What should a company look for in an insurance broker?
It is vital to work with a broker who specializes in your industry. A true insurance professional will ask questions, listen intently, and understand exactly what your needs and your risk tolerance are. Then he or she will be in the best position to make good, sound recommendations that won’t break the bank.
Trust, but verify. If you ask, ‘Is everything covered?’ and the broker says, ‘Don’t worry, it’s all covered,’ run the other direction to find another broker. You need to have someone who will force you to think about these issues. Dig into the issues that could potentially put you out of business. Engage your insurance professional and address your concerns and what you are going to do about them.
How should the broker work with other professionals to provide the best coverage?

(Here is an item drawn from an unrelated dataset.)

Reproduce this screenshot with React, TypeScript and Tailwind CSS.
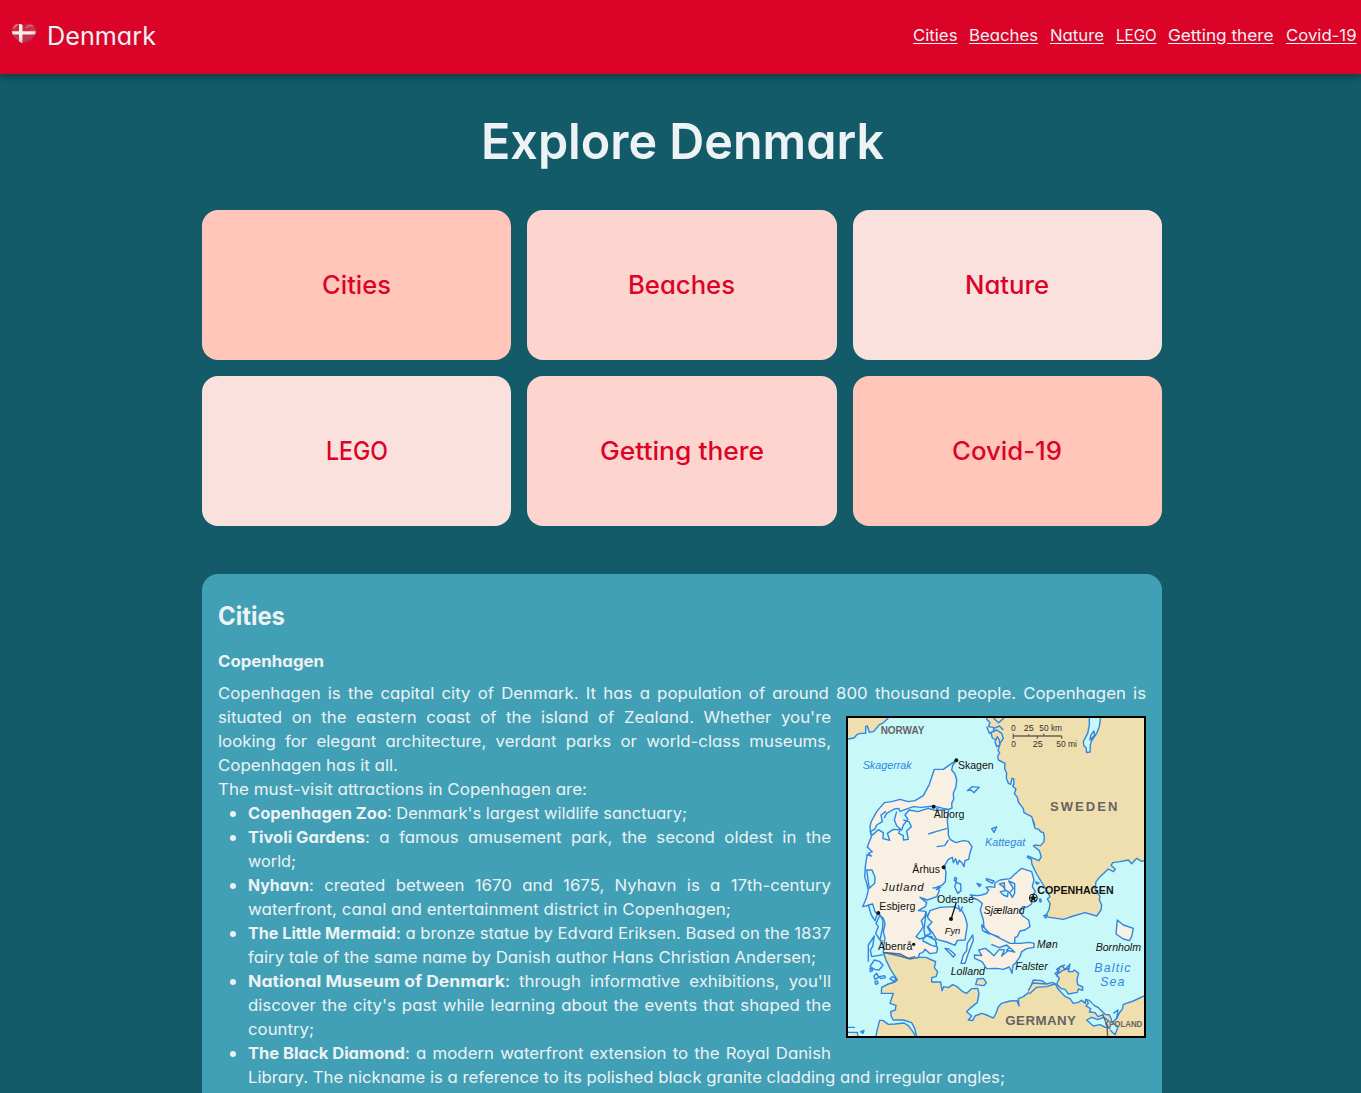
import { useLayoutEffect, useRef } from "react";
import type { ReactNode } from "react";

type RunProps = { w: number; children: string; justify?: boolean; className?: string; textClass?: string };

/* A single run of text set to an exact measure, by glyph width or by word gaps. */
function Run({ w, children, justify = false, className = "", textClass = "" }: RunProps) {
  const ref = useRef<HTMLSpanElement>(null);
  useLayoutEffect(() => {
    const el = ref.current;
    if (!el) return;
    el.style.transform = "none";
    el.style.wordSpacing = "0px";
    const natural = el.getBoundingClientRect().width;
    if (justify) {
      const stretch = 1.05;
      el.style.wordSpacing = `${(w / stretch - natural) / (children.split(" ").length - 1)}px`;
      el.style.transform = `scaleX(${stretch})`;
    } else {
      el.style.transform = `scaleX(${w / natural})`;
    }
  }, [w, children, justify]);
  return (
    <span className={`inline-block whitespace-nowrap ${className}`} style={{ width: w }}>
      <span ref={ref} className={`inline-block origin-left ${textClass}`}>{children}</span>
    </span>
  );
}

const nav: [string, number][] = [
  ["Cities", 44.5],
  ["Beaches", 69],
  ["Nature", 54],
  ["LEGO", 40.5],
  ["Getting there", 105.5],
  ["Covid-19", 70.5],
];

const cards: [string, number, string][] = [
  ["Cities", 69, "bg-[#ffc6b9]"],
  ["Beaches", 107, "bg-[#fdd5ce]"],
  ["Nature", 84, "bg-[#fbe1dd]"],
  ["LEGO", 62, "bg-[#fbe1dd]"],
  ["Getting there", 164, "bg-[#fdd5ce]"],
  ["Covid-19", 110, "bg-[#ffc6b9]"],
];

function HeartFlag() {
  return (
    <svg className="h-[22px] w-[26px]" viewBox="0 0 26 22">
      <defs>
        <clipPath id="heart">
          <path d="M13 3C10 0 5 0 2.5 2.5C-1 7 1 13 6 17C9 19.5 11 20 13 20.5C16 19.5 20 18 23 14C26 9 25.5 4 22 2C19 0 15 0 13 3Z" />
        </clipPath>
        <radialGradient id="shade" cx="45%" cy="35%" r="65%">
          <stop offset="0.4" stopColor="#fff" stopOpacity="0.08" />
          <stop offset="1" stopColor="#5b1020" stopOpacity="0.45" />
        </radialGradient>
      </defs>
      <g clipPath="url(#heart)">
        <path d="M0 0H26V22H0Z" fill="#c91431" />
        <path d="M8 0H11.5V22H8ZM0 8.2H26V11.6H0Z" fill="#f5efed" />
        <path d="M0 0H26V22H0Z" fill="url(#shade)" />
        <path d="M3 5Q4 2 7 1.5M15 5Q18 1.5 22 3" stroke="#f28c9b" strokeWidth="1.3" fill="none" opacity="0.7" />
      </g>
    </svg>
  );
}

const land = "#f7f0e3";
const foreign = "#f0dfae";

function Label({ x, y, w, size = 32, fill = "#111", bold = false, italic = false, spaced = false, children }: {
  x: number; y: number; w: number; size?: number; fill?: string; bold?: boolean; italic?: boolean; spaced?: boolean; children: string;
}) {
  return (
    <text x={x} y={y} textLength={w} lengthAdjust={spaced ? "spacing" : "spacingAndGlyphs"} fontSize={size} fill={fill} stroke="none"
      fontWeight={bold ? 700 : 400} fontStyle={italic ? "italic" : "normal"}>
      {children}
    </text>
  );
}

function DenmarkMap() {
  return (
    <svg className="block h-[322px] w-[300px] bg-[#c9f8f8]" viewBox="18 18 900 966" fontFamily="Liberation Sans, Arial, sans-serif">
      <g stroke="#2f86e0" strokeWidth="4.2" strokeLinejoin="round" fill={foreign}>
        <path d="M10 10L150 10L143 26L128 40L118 44L112 52L100 65L88 67L82 48L77 50L77 70L62 70L52 73L42 84L18 88Z" />
        <path d="M440 10L440 28L450 38L445 50L460 52L462 62L453 68L457 84L468 90L467 102L478 108L474 122L479 128L473 138L475 150L495 160L494 176L500 190L499 205L505 220L512 223L516 205L521 206L522 222L518 228L528 238L523 250L532 262L535 276L550 296L552 308L575 320L584 345L578 330L585 355L596 358L603 366L610 367L613 380L612 395L602 407L585 405L580 408L598 422L604 440L597 452L580 445L564 438L562 442L574 448L576 463L590 492L608 522L625 550L630 560L622 567L630 580L627 600L615 620L670 628L700 618L735 608L770 618L783 600L785 585L778 570L780 560L765 535L768 515L780 500L805 477L820 485L826 478L813 466L818 458L840 455L865 450L875 461L890 445L905 454L925 448V10Z" />
        <path d="M472 80L465 95L470 110L480 105L478 90ZM440 50L448 70L470 60L485 70L490 85L480 100M460 24L476 38L492 24M462 55L478 48L490 60" />
        <path fill="#c9f8f8" d="M748 10L748 45L743 70L730 95L732 108L738 112L740 128L750 126L751 105L755 92L770 70L778 50L783 10ZM750 90L752 76L762 63L764 76Z" />
        <path d="M130 727L138 750L150 775L161 793L172 810L165 816L145 822L125 832L124 850L160 850L150 880L168 886L166 900L152 905L154 920L160 930L190 930L215 938L224 955L234 995H925V852L880 873L850 883L847 898L840 906L830 925L818 936L808 915L795 913L774 892L760 885L748 871L737 868L736 880L725 871L715 877L700 880L690 866L676 860L655 838L645 820L620 822L605 812L580 810L565 848L550 860L535 866L537 888L531 872L510 873L485 880L475 890L468 910L460 924L450 920L440 915L425 910L405 918L398 932L385 930L395 918L380 905L390 895L412 877L417 850L413 835L395 836L380 850L368 845L350 829L338 824L325 833L311 830L306 842L302 816L275 816L275 803L288 800L293 786L283 773L287 755L275 750L258 742L240 742L210 746L175 737Z" />
        <path d="M104 995L112 958L119 931L128 931L145 943L165 942L192 939L205 947L222 970L231 995ZM18 967L52 967L54 984M22 952L45 952M62 965L72 961L69 970Z" />
        <path d="M645 790L655 785L650 778L665 768L676 778L690 763L685 785L699 785L703 780L716 790L711 808L713 824L728 831L728 841L715 837L712 847L685 852L675 838L662 835L650 822L658 805ZM650 800L660 770L675 765M655 790L670 780L690 775" />
        <path d="M565 842L578 819L620 822L637 817L645 822L620 830L590 832L568 852M407 824L412 807L430 805L439 818L432 827Z" />
        <path fill="#c9f8f8" d="M740 930L755 922L774 929L790 922L806 932L797 942L810 955L794 951L780 944L760 948ZM740 868L745 880L738 888L752 896L748 906L765 908L774 920L790 914M820 910L834 900L830 925L815 940M820 940L834 950L825 974L810 960" />
      </g>
      <g stroke="#2f86e0" strokeWidth="4.2" strokeLinejoin="round" fill={land}>
        <path d="M350 150L338 166L335 180L345 192L350 210L348 230L340 250L341 268L335 280L336 294L326 298L322 335L325 360L325 375L330 388L348 398L370 392L385 394L396 410L390 428L386 448L375 451L372 470L367 460L358 451L352 463L347 446L340 458L337 442L325 448L312 470L318 485L316 515L306 526L292 530L298 542L290 560L262 570L240 562L260 578L256 590L235 602L258 604L255 618L244 632L250 650L240 665L228 680L238 687L255 682L270 692L293 713L290 728L270 731L255 718L248 728L239 730L235 742L210 747L180 738L130 727L131 710L135 685L130 665L135 642L130 625L118 615L97 602L85 586L68 590L79 565L85 540L80 520L74 500L76 470L82 430L84 405L94 380L90 350L93 336L110 305L133 278L155 275L180 268L205 275L225 272L250 257L268 223L283 178L310 178L335 160Z" />
        <path d="M270 602L300 592L340 590L365 600L375 620L382 645L375 690L352 691L345 706L320 696L290 688L277 667L260 645L262 622Z" />
        <path d="M391 555L412 557L425 555L440 550L446 540L438 532L450 530L464 532L465 519L480 510L510 506L525 492L545 475L575 485L582 510L577 530L586 545L573 565L575 582L560 592L548 590L540 605L548 618L566 630L570 650L555 660L540 663L532 680L525 682L524 700L534 720L525 732L500 720L512 710L493 705L475 680L450 672L433 665L430 630L421 600L427 580L414 570L400 564Z" />
        <path d="M450 672L425 644L428 662L450 670L470 680L510 700L540 700L568 697L582 700L582 712L560 716L545 725L540 740L526 760L519 765L516 790L508 771L490 778L470 775L440 776L426 755L404 745L403 735L425 737L416 720L436 715L452 728L462 737L478 718L493 720L485 738L504 722L524 726L500 705L478 713L454 703" />
        <path d="M832 630L850 645L880 655L875 680L868 692L850 687L828 672ZM398 675L400 690L385 730L375 760L363 760L370 735L380 722L382 700ZM255 677L275 680L290 700L282 708L255 685ZM315 715L326 717L346 734L340 741Z" />
      </g>
      <g stroke="#2f86e0" strokeWidth="4.2" strokeLinejoin="round" fill="#c9f8f8">
        <path d="M133 324L140 310L163 297L176 295L180 304L203 296L220 290L245 292L280 288L310 295L325 298L305 300L285 301L265 295L233 305L208 300L195 315L204 328L190 345L185 360L160 358L142 370L149 391L129 386L130 368L115 359L98 375L90 365L104 358L110 345L127 335L123 315L138 304M170 305L163 330L170 347L181 357L176 370L190 377L190 390L205 388L200 363L214 350L207 335L190 330" />
        <path fill="none" d="M265 372L290 364L322 355M290 410L314 407L325 390" />
        <path d="M80 480L96 480L105 502L104 520L88 535L84 510ZM80 410L97 425L85 430L94 438L79 434M85 585L98 582L105 605L112 611L105 632L94 615ZM120 615L129 632L128 653L120 690L107 670L115 650L108 640Z" />
        <path fill="none" d="M85 755L85 705L103 678L98 709L91 720L95 740L130 734M90 770L103 750L118 754L129 766L117 780L104 778ZM102 798L110 790L116 802L105 808ZM118 800L134 797L136 803L122 806ZM150 806L157 800L168 805L162 815ZM95 776L90 776L91 785L98 782ZM105 815L112 813L114 821L107 823Z" />
        <path d="M348 517L362 522L363 542L353 550L344 530ZM345 502L350 505L348 515L343 511ZM382 242L396 230L418 232L410 239L402 248L393 240ZM411 520L423 524L418 530ZM439 506L462 513L457 520L440 511ZM455 356L470 351L462 367ZM587 516L597 519L590 522ZM602 567L604 574L600 576L598 568ZM611 617L622 615L617 624ZM258 607L264 625L276 637L262 651L273 670L255 678L252 660ZM249 687L260 677L286 690L290 710L275 706L249 693Z" />
        <path d="M478 522L493 518L494 540L505 545L502 560L490 555L481 545L497 542L490 530ZM506 513L524 521L524 550L517 562L509 548L520 535ZM278 534L302 532L288 540M355 585L360 604L368 590" />
      </g>
      <g stroke="#64615a" strokeWidth="4" fill="none">
        <path d="M130 727L180 732L205 745L226 740M788 913L801 945L803 982M520 78H665M520 71V86M566 73V79M592 78V86M611 71V79M665 78V86" />
      </g>
      <path d="M349 577L334 625" stroke="#111" strokeWidth="4" />
      <g fill="#111">
        <circle cx="349" cy="151" r="6" /><circle cx="281" cy="290" r="6" /><circle cx="311" cy="472" r="6" />
        <circle cx="115" cy="609" r="6" /><circle cx="333" cy="627" r="6" /><circle cx="221" cy="703" r="5" />
        <circle cx="580" cy="564" r="12" fill="none" stroke="#111" strokeWidth="3" />
        <path d="M580 552L583 560L592 561L585 566L588 575L580 570L572 575L575 566L568 561L577 560Z" />
      </g>
      <Label x={122} y={71} w={131} size={32} bold fill="#646464">NORWAY</Label>
      <Label x={68} y={178} w={147} italic fill="#2f86e0">Skagerrak</Label>
      <Label x={354} y={177} w={107}>Skagen</Label>
      <Label x={281} y={325} w={92}>Ålborg</Label>
      <Label x={513} y={63} w={14} size={25} fill="#333">0</Label>
      <Label x={551} y={63} w={30} size={25} fill="#333">25</Label>
      <Label x={598} y={63} w={68} size={25} fill="#333">50 km</Label>
      <Label x={514} y={110} w={14} size={25} fill="#333">0</Label>
      <Label x={578} y={110} w={30} size={25} fill="#333">25</Label>
      <Label x={649} y={110} w={62} size={25} fill="#333">50 mi</Label>
      <Label x={630} y={303} w={202} size={39} bold spaced fill="#646464">SWEDEN</Label>
      <Label x={435} y={409} w={121} italic fill="#2f86e0">Kattegat</Label>
      <Label x={217} y={489} w={83}>Århus</Label>
      <Label x={127} y={543} w={124} size={34} italic spaced>Jutland</Label>
      <Label x={118} y={600} w={108}>Esbjerg</Label>
      <Label x={291} y={580} w={111}>Odense</Label>
      <Label x={431} y={613} w={123} italic>Sjælland</Label>
      <Label x={314} y={671} w={47} size={29} italic>Fyn</Label>
      <Label x={592} y={551} w={229} size={32} bold>COPENHAGEN</Label>
      <Label x={114} y={719} w={103}>Åbenrå</Label>
      <Label x={332} y={794} w={103} italic>Lolland</Label>
      <Label x={591} y={714} w={62} italic>Møn</Label>
      <Label x={526} y={780} w={97} italic>Falster</Label>
      <Label x={767} y={724} w={136} italic>Bornholm</Label>
      <Label x={763} y={785} w={108} size={37} italic spaced fill="#2f86e0">Baltic</Label>
      <Label x={781} y={828} w={72} size={37} italic spaced fill="#2f86e0">Sea</Label>
      <Label x={496} y={945} w={212} size={40} bold spaced fill="#646464">GERMANY</Label>
      <Label x={807} y={952} w={100} size={25} bold fill="#646464">POLAND</Label>
      <rect x="21" y="21" width="894" height="960" fill="none" stroke="#000" strokeWidth="6" />
    </svg>
  );
}

function Item({ name, nameW, children }: { name: string; nameW: number; children: ReactNode }) {
  return (
    <li className="flex">
      <span className="mt-[10px] mr-3 ml-3 size-1.5 shrink-0 rounded-full bg-[#edf2f4]" />
      <p className="whitespace-nowrap">
        <Run w={nameW} className="font-bold">{name}</Run>
        {children}
      </p>
    </li>
  );
}

export default function App() {
  return (
    <div className="h-[1093px] overflow-hidden bg-[#135b68] font-[Inter,sans-serif] text-base leading-6 text-[#edf2f4] [font-feature-settings:'cv11']">
      <header className="relative flex h-[74px] items-center justify-between bg-[#db0328] pr-[5px] pl-[11px] shadow-[0_2px_8px_rgba(0,0,0,0.4)]">
        <div className="flex items-center gap-[10px] pb-1.5">
          <HeartFlag />
          <Run w={109} className="pt-[3px] text-[25px] leading-8">Denmark</Run>
        </div>
        <nav className="flex gap-[11.8px] pb-[5px]">
          {nav.map(([t, w]) => (
            <a key={t} href="#cities">
              <Run w={w} textClass="underline underline-offset-2">{t}</Run>
            </a>
          ))}
        </nav>
      </header>
      <main className="flex w-[1364px] flex-col items-center">
        <h1 className="mt-[27px] flex h-20 items-center text-[50px] font-semibold">
          <Run w={403}>Explore Denmark</Run>
        </h1>
        <div className="mt-[29px] grid w-[960px] grid-cols-3 gap-4">
          {cards.map(([t, w, bg]) => (
            <div key={t} className={`flex h-[150px] items-center justify-center rounded-2xl text-[25px] font-medium text-[#db0328] ${bg}`}>
              <Run w={w}>{t}</Run>
            </div>
          ))}
        </div>
        <section className="mt-12 h-[560px] w-[960px] rounded-t-2xl bg-[#41a0b5] px-4 pt-6">
          <h2 className="text-[25px] leading-9 font-bold"><Run w={67}>Cities</Run></h2>
          <h3 className="mt-[15px] font-bold"><Run w={106}>Copenhagen</Run></h3>
          <p className="mt-2">
            <Run justify w={928}>Copenhagen is the capital city of Denmark. It has a population of around 800 thousand people. Copenhagen is</Run>
          </p>
          <div className="flex">
            <div className="w-[628px] shrink-0">
              <p className="flex flex-col items-start">
                <Run justify w={613}>situated on the eastern coast of the island of Zealand. Whether you're</Run>
                <Run justify w={613}>looking for elegant architecture, verdant parks or world-class museums,</Run>
                <Run w={180}>Copenhagen has it all.</Run>
                <Run w={369}>The must-visit attractions in Copenhagen are:</Run>
              </p>
              <ul>
                <Item name="Copenhagen Zoo" nameW={139}>
                  <Run w={300}>: Denmark's largest wildlife sanctuary;</Run>
                </Item>
                <Item name="Tivoli Gardens" nameW={117}>
                  <Run justify w={466}>: a famous amusement park, the second oldest in the</Run><br />
                  <Run w={48}>world;</Run>
                </Item>
                <Item name="Nyhavn" nameW={61}>
                  <Run justify w={522}>: created between 1670 and 1675, Nyhavn is a 17th-century</Run><br />
                  <Run w={483}>waterfront, canal and entertainment district in Copenhagen;</Run>
                </Item>
                <Item name="The Little Mermaid" nameW={148}>
                  <Run w={435}>: a bronze statue by Edvard Eriksen. Based on the 1837</Run><br />
                  <Run w={568}>fairy tale of the same name by Danish author Hans Christian Andersen;</Run>
                </Item>
                <Item name="National Museum of Denmark" nameW={257}>
                  <Run justify w={326}>: through informative exhibitions, you'll</Run><br />
                  <Run justify w={583}>discover the city's past while learning about the events that shaped the</Run><br />
                  <Run w={66}>country;</Run>
                </Item>
                <Item name="The Black Diamond" nameW={157}>
                  <Run justify w={426}>: a modern waterfront extension to the Royal Danish</Run><br />
                  <Run w={757}>Library. The nickname is a reference to its polished black granite cladding and irregular angles;</Run>
                </Item>
              </ul>
            </div>
            <div className="pt-[11px]">
              <DenmarkMap />
            </div>
          </div>
        </section>
      </main>
    </div>
  );
}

It is very helpful to have a conference call with the licensor and its attorney, the licensee and its attorney, and perhaps both parties’ insurance brokers. That way you can all discuss the contract language and make certain everyone understands and agrees to the intent, terminology and definitions. We find that qualified insurance brokers bridge multiple disciplines and can oftentimes help translate jargon and facilitate understanding among all parties. Both sides can then decide what terms and conditions are acceptable and come up with a compromise.
A satisfying outcome can be achieved for all when all parties communicate effectively and thoroughly understand the other’s perspective and constraints.